John Buckingham is a leading value oriented money manager; in The Prudent Speculator he highlights a trio of drug development stocks that have been making new progress in mRNA research, beyond its familiar role in treating Covid.

Illustrating why our focus is always on the long term and not on short-term fluctuations, shares of Moderna (MRNA) traded as low as $163 and as high as $217 last week before closing out the roller-coaster ride up 9% from where they ended the prior week.

The major catalyst for the big rally for the COVID-19 vaccine maker was that results from a mid-stage clinical study of Moderna’s experimental personalized mRNA cancer vaccine for melanoma in combination with Keytruda — a drug from Merck (MRK) were revealed.

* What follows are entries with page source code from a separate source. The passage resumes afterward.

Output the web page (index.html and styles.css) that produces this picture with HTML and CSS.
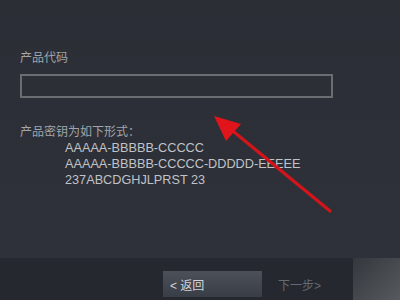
FILE: index.html
```html
<!DOCTYPE html>
<html lang="zh-CN">
<head>
  <meta charset="UTF-8" />
  <title>产品代码</title>
  <link rel="stylesheet" href="styles.css">
</head>
<body>
  <div class="dialog">
    <div class="content">
      <label class="field-label" for="code">产品代码</label>
      <input type="text" id="code" class="code-input" />
      <p class="hint">产品密钥为如下形式：</p>
      <div class="formats">
        <div>AAAAA-BBBBB-CCCCC</div>
        <div>AAAAA-BBBBB-CCCCC-DDDDD-EEEEE</div>
        <div>237ABCDGHJLPRST 23</div>
      </div>
    </div>
    <div class="footer">
      <div class="buttons">
        <button class="btn btn-back">&lt; 返回</button>
        <button class="btn btn-next">下一步&gt;</button>
      </div>
      <div class="side"></div>
    </div>
  </div>

  <!-- annotation arrow -->
  <svg class="arrow" width="400" height="300" viewBox="0 0 400 300">
    <line x1="330" y1="211" x2="228" y2="127" stroke="#d3151b" stroke-width="3.2" stroke-linecap="round" />
    <polygon points="214,116 241,124 226,141" fill="#e0141a" />
  </svg>
</body>
</html>
```

FILE: styles.css
```css
body {
  margin: 0;
  width: 400px;
  height: 300px;
  overflow: hidden;
  background-color: #2c2f36;
  font-family: "Liberation Sans", "Noto Sans CJK SC", sans-serif;
}

.dialog {
  display: flex;
  flex-direction: column;
  height: 300px;
}

.content {
  flex: 1;
  padding: 51px 0 0 20px;
  background: linear-gradient(#2b2e35, #2e3139);
}

.field-label {
  display: block;
  font-size: 12px;
  line-height: 14px;
  color: #a2a5aa;
}

.code-input {
  display: block;
  box-sizing: border-box;
  width: 313px;
  height: 24px;
  margin-top: 9px;
  background: #2c2f36;
  border: 2px solid #6a6d72;
  outline: none;
}

.hint {
  margin: 27px 0 0;
  font-size: 12px;
  line-height: 14px;
  color: #a2a5aa;
}

.formats {
  padding-left: 45px;
  margin-top: 1px;
  font-size: 12.7px;
  line-height: 16px;
  color: #c0c3c8;
}

.footer {
  display: flex;
  height: 42px;
}

.buttons {
  width: 353px;
  display: flex;
  align-items: flex-start;
  padding: 13px 0 0 163px;
  box-sizing: border-box;
  background-color: #25282e;
}

.btn {
  border: none;
  font-family: "Liberation Sans", "Noto Sans CJK SC", sans-serif;
  font-size: 12px;
  padding: 0;
  height: 26px;
  text-align: left;
}

.btn-back {
  width: 99px;
  padding-left: 7px;
  color: #d2d4d8;
  background: linear-gradient(#4c5058, #393d45);
}

.btn-next {
  width: 70px;
  padding-left: 16px;
  color: #656a72;
  background: transparent;
}

.side {
  flex: 1;
  background: linear-gradient(135deg, #34373d, #56595d);
}

.arrow {
  position: absolute;
  left: 0;
  top: 0;
}
```
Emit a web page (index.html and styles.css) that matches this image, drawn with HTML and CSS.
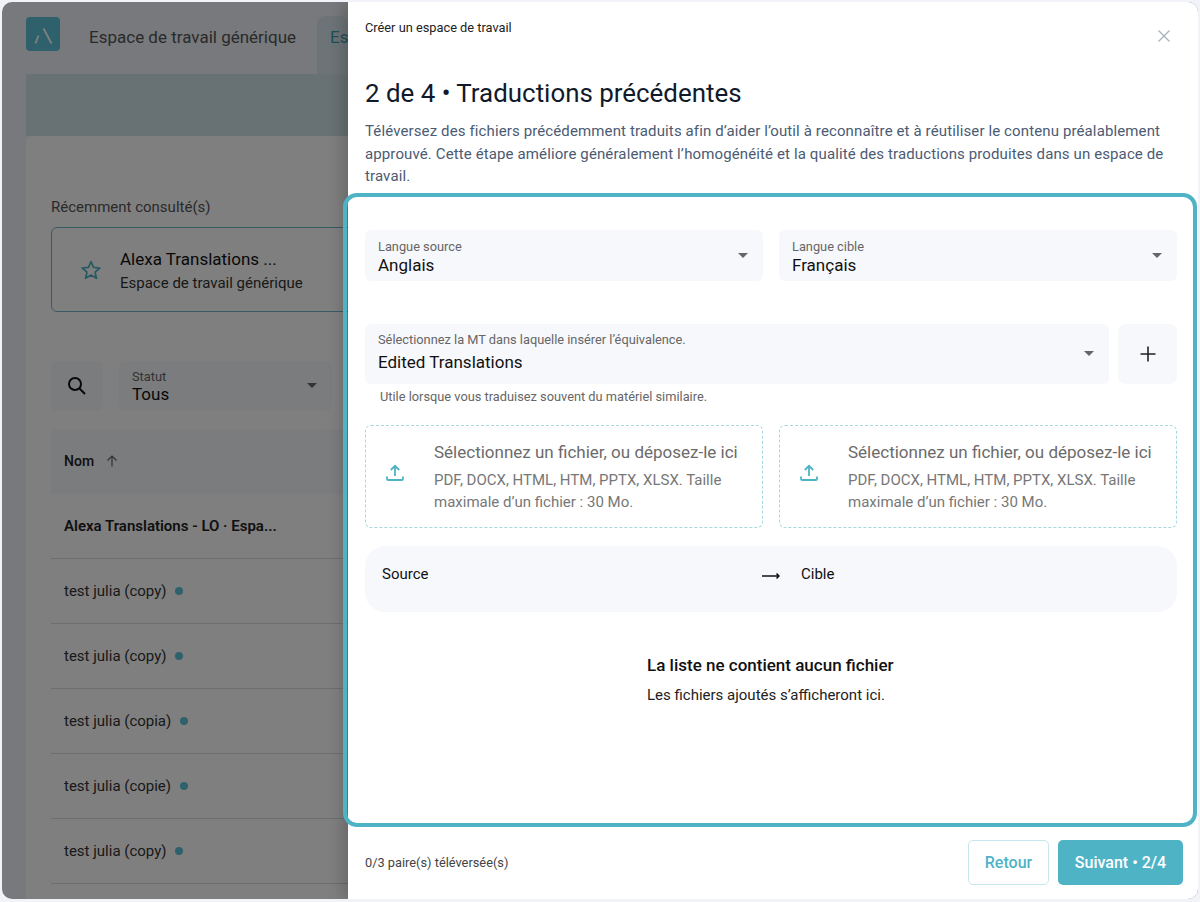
FILE: index.html
```html
<!DOCTYPE html>
<html lang="fr">
<head>
    <meta charset="UTF-8">
    <meta name="viewport" content="width=device-width, initial-scale=1.0">
    <title>Créer un espace de travail</title>
    <link rel="stylesheet" href="styles.css">
</head>
<body>
<div class="window">
    <div class="app">
        <header class="topbar">
            <div class="logo">
                <svg viewBox="0 0 34 34" width="34" height="34"><path d="M17.500 11.500 L25.500 26.500" stroke="#fff" stroke-width="1.800" fill="none"/><path d="M12.500 18.500 L9.500 26.500" stroke="#fff" stroke-width="1.800" fill="none"/></svg>
            </div>
            <span class="tab">Espace de travail générique</span>
            <span class="tab tab-active">Es</span>
        </header>
        <div class="band"></div>
        <main class="panel">
            <p class="recent-label">Récemment consulté(s)</p>
            <div class="recent-card">
                <svg class="star" viewBox="0 0 24 24" width="24" height="24"><path d="M12 3.600l2.500 5.800 6.300.6-4.800 4.100 1.500 6.200-5.500-3.300-5.500 3.300 1.500-6.200-4.800-4.100 6.300-.6z" fill="none" stroke="#4fb3c6" stroke-width="1.700" stroke-linejoin="round"/></svg>
                <div>
                    <div class="recent-title">Alexa Translations ...</div>
                    <div class="recent-sub">Espace de travail générique</div>
                </div>
            </div>
            <div class="toolbar">
                <div class="search-btn">
                    <svg viewBox="0 0 24 24" width="24" height="24"><circle cx="10" cy="10" r="6" fill="none" stroke="#111" stroke-width="2"/><path d="M14.500 14.500L20 20" stroke="#111" stroke-width="2" fill="none"/></svg>
                </div>
                <div class="status-select">
                    <div class="field-label">Statut</div>
                    <div class="field-value">Tous</div>
                    <span class="caret"></span>
                </div>
            </div>
            <div class="table-head">
                <span>Nom</span>
                <svg viewBox="0 0 16 16" width="16" height="16"><path d="M8 13.500V3M3.500 7.500L8 3l4.500 4.500" fill="none" stroke="#666" stroke-width="1.200"/></svg>
            </div>
            <div class="row row-bold">Alexa Translations - LO · Espa...</div>
            <div class="row">test julia (copy) <i class="dot"></i></div>
            <div class="row">test julia (copy) <i class="dot"></i></div>
            <div class="row">test julia (copia) <i class="dot"></i></div>
            <div class="row">test julia (copie) <i class="dot"></i></div>
            <div class="row">test julia (copy) <i class="dot"></i></div>
        </main>
    </div>

    <div class="backdrop"></div>

    <aside class="drawer">
        <div class="drawer-top">
            <span class="drawer-kicker">Créer un espace de travail</span>
            <svg class="close" viewBox="0 0 14 14" width="14" height="14"><path d="M1.500 1.500l11 11M12.500 1.500l-11 11" stroke="#a9b4bf" stroke-width="1.400" fill="none"/></svg>
        </div>
        <h1 class="drawer-title">2 de 4 • Traductions précédentes</h1>
        <p class="drawer-desc">Téléversez des fichiers précédemment traduits afin d’aider l’outil à reconnaître et à réutiliser le contenu préalablement approuvé. Cette étape améliore généralement l’homogénéité et la qualité des traductions produites dans un espace de travail.</p>

        <div class="form">
            <div class="two-cols">
                <div class="select">
                    <div class="field-label">Langue source</div>
                    <div class="field-value">Anglais</div>
                    <span class="caret"></span>
                </div>
                <div class="select">
                    <div class="field-label">Langue cible</div>
                    <div class="field-value">Français</div>
                    <span class="caret"></span>
                </div>
            </div>

            <div class="tm-row">
                <div class="select select-tall">
                    <div class="field-label">Sélectionnez la MT dans laquelle insérer l’équivalence.</div>
                    <div class="field-value">Edited Translations</div>
                    <span class="caret"></span>
                </div>
                <div class="add-btn">
                    <svg viewBox="0 0 16 16" width="16" height="16"><path d="M8 .5v15M.5 8h15" stroke="#222" stroke-width="1.600" fill="none"/></svg>
                </div>
            </div>
            <p class="hint">Utile lorsque vous traduisez souvent du matériel similaire.</p>

            <div class="two-cols uploads">
                <div class="upload">
                    <svg class="upload-icon" viewBox="0 0 18 18" width="18" height="18"><path d="M9 12V2M4.800 6L9 1.800 13.200 6M1 12.500v2.200c0 .8.500 1.300 1.300 1.300h13.400c.8 0 1.300-.5 1.300-1.300v-2.200" fill="none" stroke="#4fb3c6" stroke-width="1.800"/></svg>
                    <div>
                        <div class="upload-title">Sélectionnez un fichier, ou déposez-le ici</div>
                        <div class="upload-text">PDF, DOCX, HTML, HTM, PPTX, XLSX. Taille maximale d’un fichier : 30 Mo.</div>
                    </div>
                </div>
                <div class="upload">
                    <svg class="upload-icon" viewBox="0 0 18 18" width="18" height="18"><path d="M9 12V2M4.800 6L9 1.800 13.200 6M1 12.500v2.200c0 .8.500 1.300 1.300 1.300h13.400c.8 0 1.300-.5 1.300-1.300v-2.200" fill="none" stroke="#4fb3c6" stroke-width="1.800"/></svg>
                    <div>
                        <div class="upload-title">Sélectionnez un fichier, ou déposez-le ici</div>
                        <div class="upload-text">PDF, DOCX, HTML, HTM, PPTX, XLSX. Taille maximale d’un fichier : 30 Mo.</div>
                    </div>
                </div>
            </div>

            <div class="pairs-head">
                <span class="pairs-source">Source</span>
                <svg viewBox="0 0 18 8" width="18" height="8"><path d="M0 4h16.500M14.500 1.500L17 4l-2.500 2.500" fill="none" stroke="#111" stroke-width="1.500"/></svg>
                <span class="pairs-target">Cible</span>
            </div>

            <div class="empty">
                <div class="empty-title">La liste ne contient aucun fichier</div>
                <div class="empty-text">Les fichiers ajoutés s’afficheront ici.</div>
            </div>
        </div>

        <footer class="drawer-foot">
            <span class="count">0/3 paire(s) téléversée(s)</span>
            <button class="btn btn-back">Retour</button>
            <button class="btn btn-next">Suivant • 2/4</button>
        </footer>
    </aside>

    <div class="highlight"></div>
</div>
</body>
</html>
```
FILE: styles.css
```css
* {
    box-sizing: border-box;
}
html, body {
    margin: 0;
    height: 100%;
    overflow: hidden;
}
body {
    background: #f2f3f9;
    padding: 2px 2px 3px;
    font-family: Roboto, sans-serif;
    color: #111;
}
.window {
    position: relative;
    height: 897px;
    border-radius: 10px;
    overflow: hidden;
    background: #eef3f9;
}

/* page behind the drawer, cut off where the drawer starts */
.app {
    width: 346px;
    height: 100%;
    padding-left: 24px;
    overflow: hidden;
}
.topbar {
    display: flex;
    align-items: flex-start;
    height: 72px;
    padding-top: 15px;
}
.logo {
    width: 34px;
    height: 34px;
    border-radius: 4px;
    background: #5cc3d6;
    flex: none;
}
.tab {
    font-size: 17px;
    line-height: 40px;
    color: #555;
    margin-left: 29px;
    white-space: nowrap;
}
.tab-active {
    flex: 1;
    margin-top: -1px;
    margin-left: 21px;
    height: 58px;
    padding: 1px 0 1px 13px;
    background: #dbe8ee;
    border-radius: 8px 8px 0 0;
    color: #3f9fb2;
}
.band {
    height: 62px;
    background: #d0e2e8;
}
.panel {
    background: #fff;
    width: 800px;
    height: 800px;
    padding: 61px 25px 0;
    border-radius: 6px 0 0 0;
}
.recent-label {
    margin: 0 0 10px;
    font-size: 15px;
    line-height: 20px;
    color: #555;
}
.recent-card {
    display: flex;
    align-items: center;
    gap: 17px;
    width: 400px;
    height: 85px;
    padding: 2px 0 0 27px;
    border: 1px solid #6fb9c8;
    border-radius: 6px;
}
.star {
    margin-top: -2px;
}
.recent-title {
    font-size: 17px;
    line-height: 24px;
    color: #111;
}
.recent-sub {
    margin-top: 1px;
    font-size: 15px;
    line-height: 22px;
    color: #333;
}
.toolbar {
    display: flex;
    gap: 16px;
    margin-top: 49px;
}
.search-btn {
    width: 52px;
    height: 50px;
    border-radius: 6px;
    background: #f7f8fc;
    display: flex;
    align-items: center;
    justify-content: center;
}
.status-select {
    position: relative;
    width: 213px;
    height: 50px;
    padding: 9px 13px;
    border-radius: 6px;
    background: #f7f8fc;
}
.status-select .field-value {
    margin-top: -1px;
}
.table-head {
    display: flex;
    align-items: center;
    gap: 10px;
    height: 65px;
    margin-top: 18px;
    padding: 0 0 2px 13px;
    background: #f7f8fc;
    font-size: 14px;
    font-weight: 500;
    color: #222;
}
.row {
    display: flex;
    align-items: center;
    gap: 9px;
    height: 65px;
    padding-left: 13px;
    border-bottom: 1px solid #ddd;
    font-size: 15px;
    color: #333;
}
.row-bold {
    font-weight: 600;
    color: #222;
}
.dot {
    width: 8px;
    height: 8px;
    border-radius: 50%;
    background: #5cc3d6;
}

.backdrop {
    position: absolute;
    inset: 0;
    background: rgba(0, 0, 0, .5);
}

/* drawer */
.drawer {
    position: absolute;
    top: 0;
    right: 0;
    bottom: 0;
    width: 850px;
    display: flex;
    flex-direction: column;
    background: #fff;
    padding: 0 21px 0 17px;
    box-shadow: -6px 0 14px rgba(0, 0, 0, .18);
}
.drawer-top {
    display: flex;
    justify-content: space-between;
    height: 62px;
    padding-top: 18px;
}
.drawer-kicker {
    font-size: 12.800px;
    line-height: 16px;
    color: #222;
}
.close {
    margin-top: 9px;
    margin-right: 6px;
}
.drawer-title {
    margin: 14px 0 0;
    font-size: 25.900px;
    line-height: 30px;
    font-weight: 400;
    color: #111a2b;
}
.drawer-desc {
    margin: 12px 0 0;
    font-size: 15px;
    line-height: 22.500px;
    color: #4b5b73;
    letter-spacing: .12px;
}
.form {
    flex: 1;
    padding-top: 42.500px;
}
.two-cols {
    display: grid;
    grid-template-columns: 1fr 1fr;
    gap: 16px;
}
.select {
    position: relative;
    height: 51px;
    padding: 10px 13px;
    border-radius: 6px;
    background: #f7f8fc;
}
.select-tall {
    flex: 1;
    height: 60px;
    padding-top: 9px;
}
.field-label {
    font-size: 12.800px;
    line-height: 14px;
    color: #666;
}
.field-value {
    font-size: 17px;
    line-height: 22px;
    color: #111;
}
.select-tall .field-value {
    margin-top: 4px;
}
.caret {
    position: absolute;
    top: 50%;
    right: 15px;
    margin-top: -3px;
    width: 0;
    height: 0;
    border-left: 5px solid transparent;
    border-right: 5px solid transparent;
    border-top: 5px solid #666;
}
.tm-row {
    display: flex;
    gap: 9px;
    margin-top: 43px;
}
.add-btn {
    width: 59px;
    height: 60px;
    border-radius: 8px;
    background: #f7f8fc;
    display: flex;
    align-items: center;
    justify-content: center;
}
.hint {
    margin: 5px 0 0 15px;
    font-size: 12.800px;
    line-height: 16px;
    color: #666;
}
.uploads {
    margin-top: 20px;
}
.upload {
    display: flex;
    align-items: center;
    height: 103px;
    padding: 0 20px;
    border: 1px dashed #a5d7e1;
    border-radius: 6px;
}
.upload-icon {
    flex: none;
    margin-right: 30px;
    margin-top: -8px;
}
.upload-title {
    font-size: 17px;
    line-height: 24px;
    color: #6b6b6b;
    white-space: nowrap;
}
.upload-text {
    margin-top: 5px;
    font-size: 15px;
    line-height: 22.500px;
    color: #777;
}
.pairs-head {
    display: flex;
    align-items: flex-start;
    height: 66px;
    margin-top: 18px;
    padding: 18px 17px 0;
    border-radius: 20px;
    background: #f7f8fc;
    font-size: 15px;
    line-height: 20px;
    color: #111;
}
.pairs-source {
    width: 380px;
}
.pairs-head svg {
    margin-top: 8px;
}
.pairs-target {
    margin-left: 21px;
}
.empty {
    margin: 43px 0 0 282px;
}
.empty-title {
    font-size: 17px;
    font-weight: 500;
    line-height: 20px;
    color: #111;
}
.empty-text {
    margin-top: 10px;
    font-size: 15px;
    line-height: 20px;
    color: #222;
}
.drawer-foot {
    display: flex;
    align-items: center;
    gap: 9px;
    height: 72px;
    margin-right: -6px;
    padding-bottom: 1px;
}
.count {
    flex: 1;
    font-size: 12.800px;
    color: #444;
}
.btn {
    height: 45px;
    border-radius: 5px;
    font-family: inherit;
    font-size: 16px;
    font-weight: 500;
}
.btn-back {
    width: 81px;
    background: #fff;
    border: 1px solid #c5e6ec;
    color: #4fb3c6;
}
.btn-next {
    width: 125px;
    background: #4fb3c6;
    border: 0;
    color: #fff;
}

/* guide frame drawn on top of the form */
.highlight {
    position: absolute;
    left: 341px;
    top: 191px;
    width: 854px;
    height: 634px;
    border: 4px solid #4fb3c6;
    border-radius: 14px;
}
```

The combination demonstrated a statistically significant and clinically meaningful improvement in primary endpoint of recurrence-free survival (and reducing the risk of recurrence or death by 44%) versus Keytruda alone (which already reduced the risk of death or recurrence by 43% vs. placebo in testing). Moderna and Merck plan to initiate a Phase 3 study in melanoma patients in 2023, which will need to confirm the findings from Phase 2.

Nevertheless, the recent data was a terrific win for MRNA not only given the commercial success of Merck’s leading drug, but it also adds credibility to Moderna’s pipeline outside of respiratory vaccine candidates. There is also potential that a similar combination (which incorporates patient tissue samples) achieves additional oncological indications beyond skin cancer.

The challenges in producing revolutionary vaccines are numerous and are compounded by the dramatic reduction of revenue anticipated from the firm’s COVID-19 vaccine in the coming years.

Aside from COVID, Moderna also has therapies for three different diseases in Phase 3 trials at present (RSV, influenza & CMV), each of which are potentially $1 billion sales opportunities. We also appreciate the $17 billion of cash and investments on the balance sheet at the end of September. Our Target Price for MRNA is $252.

Looking at Merck, it has had several major successes with Keytruda, Lagevrio, Gardasil and Januvia on pace to each gross well over $3 billion in 2022 (the first 2 clearing that hurdle in a single quarter).

We think MRK offers significant growth at a very reasonable valuation, given a deep pipeline and room to add to existing franchises. Shareholders are rewarded with a 2.7% dividend yield, while MRK still trades for a reasonable NTM P/E multiple in the 15 range. The company boasts a history of returning cash to shareholders, a diversified revenue stream and solid free-cash-flow generation. Our Target Price has been bumped up to $125.

Meanwhile, Pfizer (PFE) projected a $15 billion sales opportunity for its own mRNA franchise (which includes flu, combination flu/COVID and other experimental vaccine candidates) out to 2030.

Of course, Pfizer generated more than $60 billion from its COVID vaccine over the past two years, but analysts project that figure to drop to below $10 billion by 2030. The pharmaceutical behemoth is prepared to quadruple the price to offset fewer individuals signing up for its jab in recent months, a move that has caught the eye of more than one politician.

We continue to appreciate the diversity of Pfizer’s current revenue base (in addition to COVID-19 therapies) as well as management’s increasing confidence for organic growth potential from its emerging pipeline of products as trial data is set to emerge over the next few years.

Even as COVID sales are expected to wane in the coming years, the success of the products has loaded up Pfizer’s balance sheet with over $30 billion of cash, while the average maturity of its debt is 2034 (with individual maturities as far as 2050).

Shares have offered shelter from the market volatility over the past 12 months, especially given a robust dividend yield of 3.2%. PFE trades for less than 11 times expected 2023 EPS and our Target Price is now $72.